─── Collected data
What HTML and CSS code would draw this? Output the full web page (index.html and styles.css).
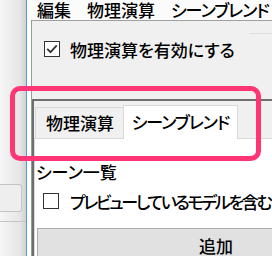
FILE: index.html
```html
<html>
    <head>
        <title>シーンブレンド</title>
        <link rel="stylesheet" href="styles.css">
    </head>

    <body>
        <div class="screen">
            <div class="sidePane">
                <div class="sideBox"></div>
                <div class="sideLine"></div>
            </div>

            <div class="mainWin">
                <div class="menuBar">
                    <span class="menuItem">編集</span>
                    <span class="menuItem">物理演算</span>
                    <span class="menuItem kana">シーンブレンド</span>
                </div>

                <div class="content">
                    <div class="physicsGroup">
                        <label class="checkRow">
                            <span class="checkBox">
                                <svg width="14" height="14" viewBox="0 0 14 14"><path d="M2.2 6.8 L5.5 10.2 L11.8 3.4" fill="none" stroke="#333" stroke-width="1.8"/></svg>
                            </span>
                            物理演算を有効にする
                        </label>
                        <div class="groupEdge"></div>
                    </div>

                    <div class="tabPanel">
                        <div class="tabStrip">
                            <div class="tab">物理演算</div>
                            <div class="tab active kana">シーンブレンド</div>
                        </div>
                        <div class="tabPage">
                            <div class="caption">シーン一覧</div>
                            <label class="checkRow sceneCheck">
                                <span class="checkBox"></span>
                                プレビューしているモデルを含む
                            </label>
                            <div class="button">追加</div>
                        </div>
                    </div>
                </div>
            </div>

            <div class="highlight"></div>
        </div>
    </body>
</html>
```

FILE: styles.css
```css
html, body {
    margin: 0;
    padding: 0;
}

body {
    width: 272px;
    height: 256px;
    overflow: hidden;
    background: #fff;
    color: #000;
    font-family: "Noto Sans CJK JP", sans-serif;
    font-size: 17px;
    font-weight: 500;
    font-feature-settings: "palt";
}

.kana {
    letter-spacing: -1px;
}

.screen {
    position: relative;
    display: flex;
    width: 400px;
    height: 256px;
}

.sidePane {
    width: 26px;
    border-right: 1px solid #4d9be4;
    background: linear-gradient(to right, #f6f6f6, #e6e6e6 75%, #d2d2d2);
    display: flex;
    flex-direction: column;
}

.sideBox {
    margin-top: 184px;
    width: 21px;
    height: 26px;
    border: 1px solid #c4c4c4;
    border-left: none;
    border-radius: 0 3px 3px 0;
    background: #eeeeee;
}

.sideLine {
    margin-top: 9px;
    border-top: 1px solid #c4c4c4;
}

.mainWin {
    flex: 1;
    display: flex;
    flex-direction: column;
    background: #fff;
}

.menuBar {
    height: 24px;
    line-height: 20px;
    padding-left: 2px;
    display: flex;
    white-space: nowrap;
    background: #fbfbfb;
}

.menuItem {
    padding: 0 8px;
}

.content {
    flex: 1;
    margin-left: 4px;
    border-top: 1px solid #a0a0a0;
    border-left: 1px solid #9a9a9a;
    background: #f0f0f0;
    display: flex;
    flex-direction: column;
}

.physicsGroup {
    height: 78px;
    box-sizing: border-box;
    padding: 18px 0 0 12px;
    display: flex;
    align-items: flex-start;
}

.groupEdge {
    margin: -6px 0 0 14px;
    flex: 1;
    border-top: 1px solid #dcdcdc;
}

.checkRow {
    display: flex;
    align-items: center;
    height: 20px;
    white-space: nowrap;
}

.checkBox {
    width: 14px;
    height: 14px;
    margin-right: 10px;
    border: 1px solid #333;
    background: #fff;
    display: flex;
}

.tabPanel {
    flex: 1;
    border-top: 2px solid #6e6e6e;
    border-left: 2px solid #6e6e6e;
    display: flex;
    flex-direction: column;
    overflow: hidden;
}

.tabStrip {
    height: 37px;
    padding-left: 1px;
    display: flex;
    align-items: flex-end;
}

.tab {
    width: 90px;
    height: 31px;
    box-sizing: border-box;
    border: 1px solid #d9d9d9;
    border-bottom: none;
    background: #f0f0f0;
    line-height: 30px;
    text-align: center;
    white-space: nowrap;
}

.tab.active {
    position: relative;
    z-index: 1;
    width: 115px;
    height: 34px;
    margin-left: -2px;
    margin-bottom: -1px;
    background: #fff;
    line-height: 32px;
}

.tabPage {
    flex: 1;
    margin-right: 2px;
    padding: 22px 1px 0 1px;
    border: 1px solid #d9d9d9;
    background: #fff;
}

.caption {
    line-height: 22px;
    white-space: nowrap;
}

.sceneCheck {
    margin: 8px 0 0 7px;
    letter-spacing: -2.3px;
}

.sceneCheck .checkBox {
    margin-right: 11px;
}

.button {
    margin: 17px 1px 0 1px;
    height: 36px;
    border: 1px solid #adadad;
    background: #e1e1e1;
    line-height: 34px;
    text-align: center;
}

.highlight {
    position: absolute;
    left: 10px;
    top: 86px;
    width: 251px;
    height: 75px;
    box-sizing: border-box;
    border: 5px solid #ff3575;
    border-radius: 10px;
}
```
──────
**The problem**
Work out how many lines above contain the word "index". Give only the number.

**The completed task**
3